Her şarkının ayrı bir hikâyesi vardır sizde. Herkesin başına gelmiştir. Yıllar önce dinlediğiniz bir şarkı işitirsiniz, sizi o dinlediğiniz zamana götürür ve o anı yeniden yaşarsınız. Kimisi mutlu anılarınızı hatırlatır, kimisi hüzünlü anılarınızı. Örneğin, en iyi arkadaşınızla arka arkaya dinlediğiniz şarkılar vardır. Arkadaşlığınızın da dinlediğiniz şarkıların da üstünden yıllar geçmiştir. Sonra tesadüfen o şarkılardan birini duyarsınız bir yerde. İşte o an istemli veya istemsiz olarak o eskiden çok sevdiğiniz arkadaşınızı hatırlarsınız. Yaşadığınız o dönemdeki anılar bir film karesi gibi geçer gider gözlerinizin önünden.

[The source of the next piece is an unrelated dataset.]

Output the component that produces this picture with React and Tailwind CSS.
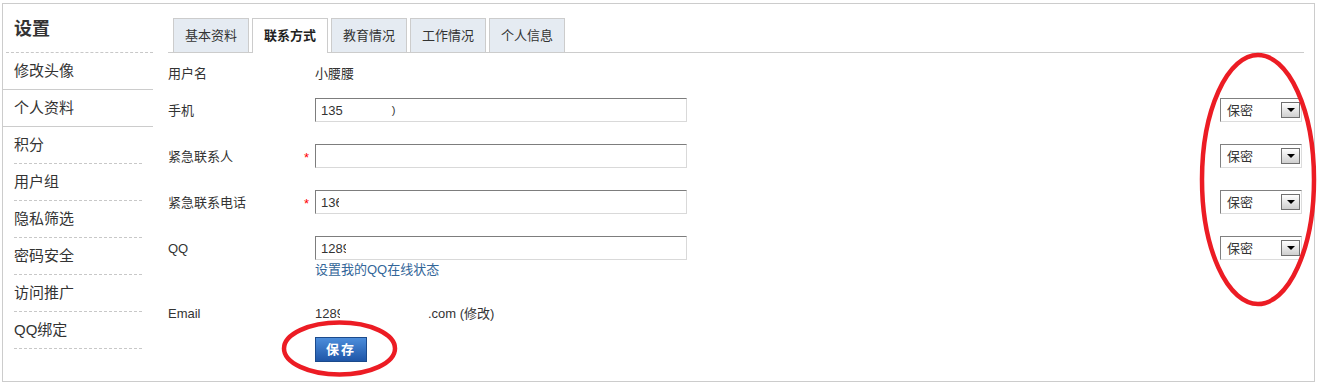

     Yapılan bir çalışmada Alzheimer hastalarının her şeyi unuttukları fakat müziğin melodisi karşısında tepki verdiklerini ortaya koymuşlardır. Bir de sizlerle bir çalışma yapalım. İlk İngilizce öğrenmeye başlandığında alfabeyi şarkı olarak ezberletirler. ‘’Ey, bi, si …’’devamını hatırlamaya çalışın. Aradan yıllar geçmiş olsa da şarkının tamamını hatırlamakta zorlanmadınız değil mi?
     Hatırlama dediğimiz şey bilinçdışı bir seviyede gerçekleşir, istencimizden muaf ve çoğu zaman yoğun duygular yaşatma gücüne sahiptir.  Frontal korteks ve hipokampüs beynimizin hafızayla olan kısımlarıdır. Bu iki kısım, devamlı bir şekilde yeni bilgiler işler ve yaşadığımız her şeyi kaydeder. Bir film kamerası gibi her şeyi kayıt altına alsa da her şeyi hatırlamak mümkün değil tabi ki. Müziğin bu noktadaki faydası ise, şarkının melodisi, ritmi ve içeriği kelimeler, zihnimizde belirli resimler canlandırarak kendimizi tekrar geçmişteki bir anda hissetmemizi sağlıyor. Psikologlar da hayatımızdaki ilk deneyimlerin müzik tarafından daha kolay canlandırılabildiğini belirtiyor. Ailenizden ayrı ilk seyahat edişiniz, ilk aşık oluşunuz gibi önemli hatıralarda dinlenilen müziklerin duygusal olarak bağı çok kuvvetlidir.